En 2013, les grandes réformes ont été ralenties
Benkirane a su négocier habilement – contre une partie des militants prêts à rejoindre le Mouvement du 20-Février – le Printemps arabe et la réforme constitutionnelle de 2011. Secrétaire général du PJD, élu par ses camarades en 2008 sur une ligne de conquête, il a saisi l’occasion des législatives anticipées de 2011. Les islamistes comme recours ? "Il y a trois ans, leur chef passait pour un gage de stabilité, une bouée de sauvetage pour la monarchie, au moment où la contestation faisait tache d’huile dans le monde arabe. Aujourd’hui, on peut se poser la question : à quoi sert encore Benkirane ?" s’interroge Abdellah Tourabi, spécialiste de l’islam politique.
Le discours de conciliation de benkirane vis à vis du Palais colle de moins en moins avec la réalité.
Bien sûr, le leader islamiste répète, à longueur d’interviews, qu’il n’est pas un opposant au Palais, que sa démarche repose sur la collaboration, qu’il n’y a pas de divergences de vue avec le roi. Mais ce discours de conciliation colle de moins en moins avec la réalité. L’année 2013 a été marquée par un duel usant entre Benkirane et Chabat, alors principal allié du PJD avec ses 60 députés à la Chambre des représentants. Populiste et harangueur, adepte du coup de force, le zaïm istiqlalien est allé crescendo dans la contestation de son alter ego islamiste. Si ce dernier n’a pas cédé, recevant le soutien des deux autres partis de la majorité, puis la bienveillante neutralité du Palais, il a doublement payé le prix de cette guerre de tranchées ; 2013 a été, politiquement, une année blanche : les grandes réformes (compensation, retraites, lois organiques) ont été ralenties. Ensuite, le leader islamiste a dû remplacer le turbulent allié istiqlalien par un non moins gênant soutien du Rassemblement national des indépendants (RNI), rival d’hier.
"En interne, l’entrée en force au gouvernement de Salaheddine Mezouar, qui a obtenu le pôle des Affaires étrangères et celui des ministères économiques, passe mal, confirme Tourabi. Le Palais est sorti renforcé de cette séquence. Sur l’éducation, l’immigration ou le Grand Casablanca, le roi fixe l’agenda." Pour le patron des islamistes, le véritable test aura lieu en 2016 : pour convertir le PJD en parti de gouvernement, il doit gagner les prochaines législatives.
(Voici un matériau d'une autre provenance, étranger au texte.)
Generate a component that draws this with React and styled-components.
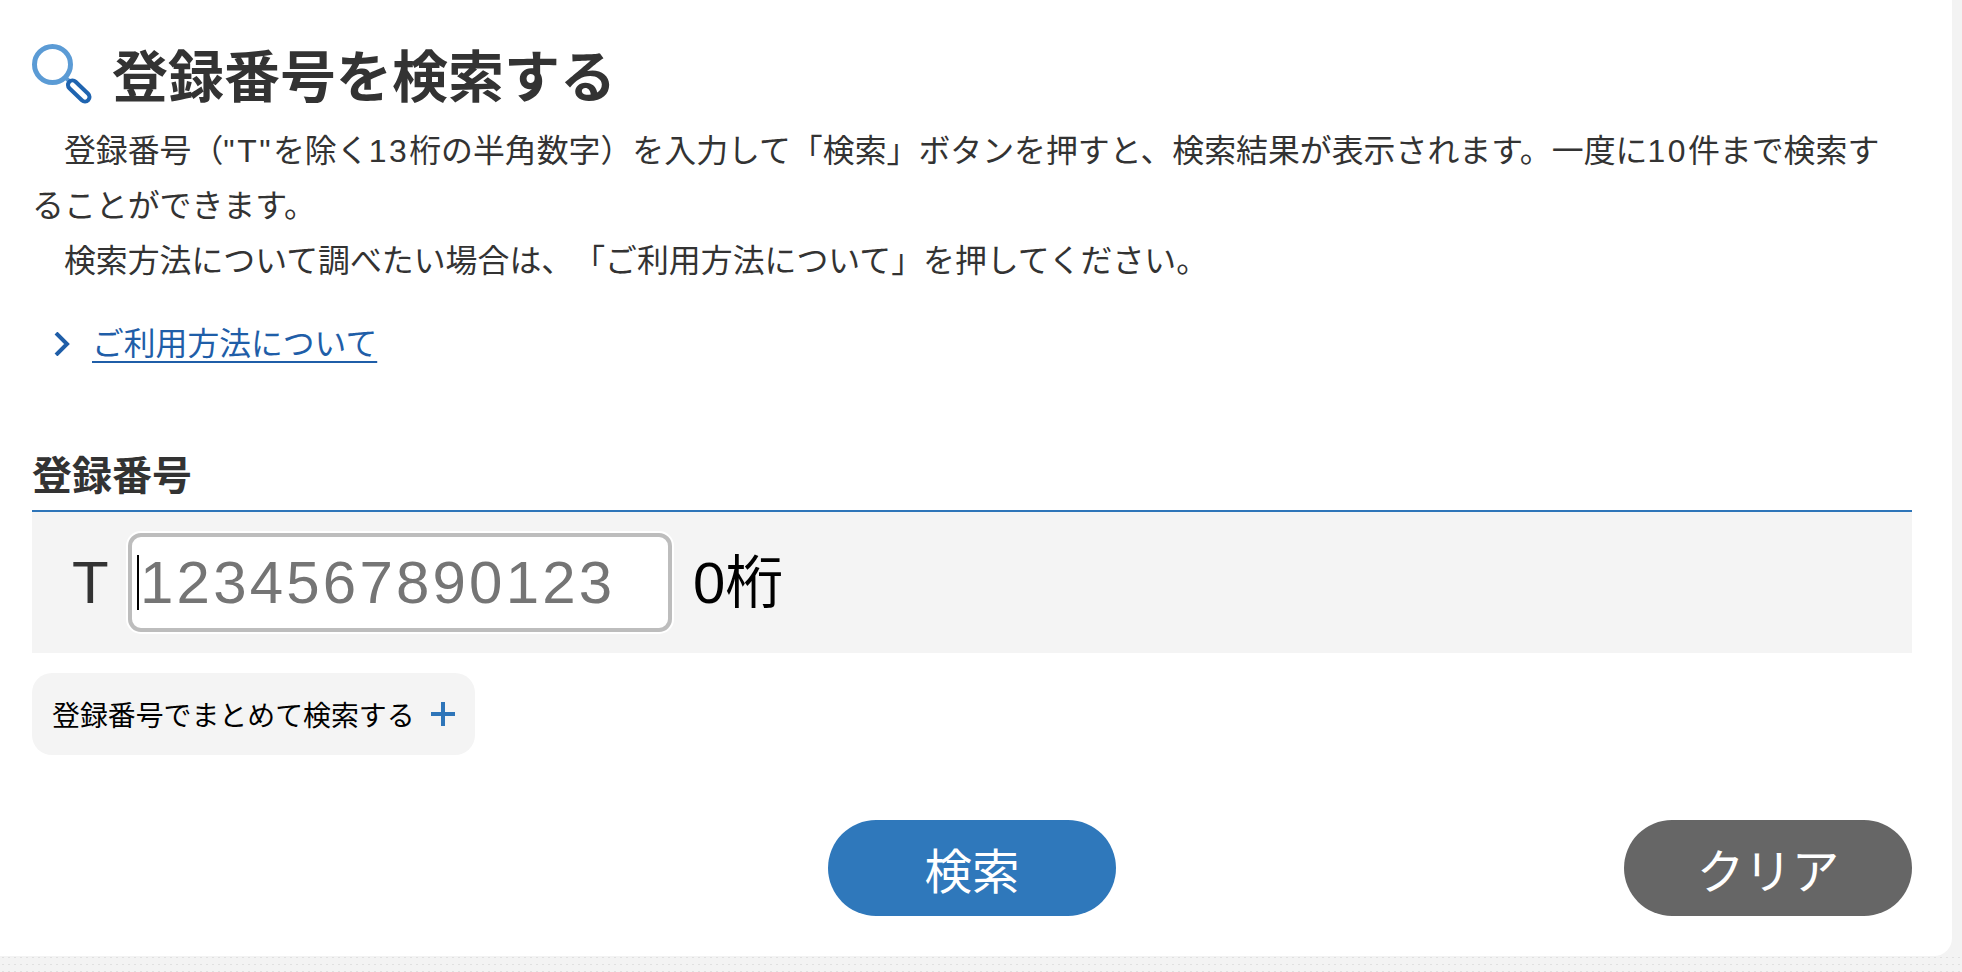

Et pour durer, il peut compter sur un gouvernement renforcé par les technocrates du RNI, de nature à rassurer notamment les milieux économiques.
Mohamed El Ouafa est devenue l’arme secrète de Benkirane dans sa guerre contre l’opposition
En bon politicien, Benkirane exploite les divisions de l’opposition. La Koutla a déjà implosé en 2011, les socialistes se cherchent encore avec leur nouveau chef, Driss Lachgar. Quant à Chabat, il a perdu, à court terme, son bras de fer avec les islamistes. Pis, le patron du PJD vient braconner sur les terres de l’Istiqlal. Ainsi, Mohamed El Ouafa est devenu l’arme secrète de Benkirane dans sa guerre contre l’opposition. Ministre des Affaires économiques et générales dans le cabinet Benkirane 2, El Ouafa est un renégat du parti, exclu pour indiscipline. En juillet, il avait été le seul ministre istiqlalien à refuser de démissionner du gouvernement. Pour récompenser cette dissidence, Benkirane l’a maintenu à son poste. "Il a cru pouvoir le reconduire à l’Éducation nationale. Mais après les critiques acerbes du roi contre la politique gouvernementale dans le secteur [en juillet dernier], on lui a fait comprendre que son maintien n’était pas envisageable", rapporte une source proche des tractations. Au final, El Ouafa a été muté et est même plus proche du chef du gouvernement, qui ne cesse de louer ses qualités "extraordinaires". Tout est bon pour gêner aux entournures un rival politique. Même les coups bas.
Hamid, Yasmina et les autres
Assise à la droite de Hamid Chabat, visage fermé, l’ancienne ministre de la Santé, Yasmina Baddou, est venue défendre son honneur lors de la conférence de presse organisée par son parti, l’Istiqlal, le 4 janvier. Mais elle n’a pas parlé, Chabat répondant à toutes les questions qui lui étaient adressées. Devant le Parlement, le 31 décembre, le chef du gouvernement attaquait un "certain parti" dont les membres "possèdent des appartements à Paris", affirmant détenir la preuve de "milliards déposés dans les banques" à l’étranger. Tollé sur les bancs de l’Istiqlal, lequel pressent que l’attaque vise Baddou, citée dans un scandale immobilier depuis des années. Le 9 janvier, le parti a finalement porté plainte contre Benkirane pour "diffamation et non-dénonciation de faits délictueux".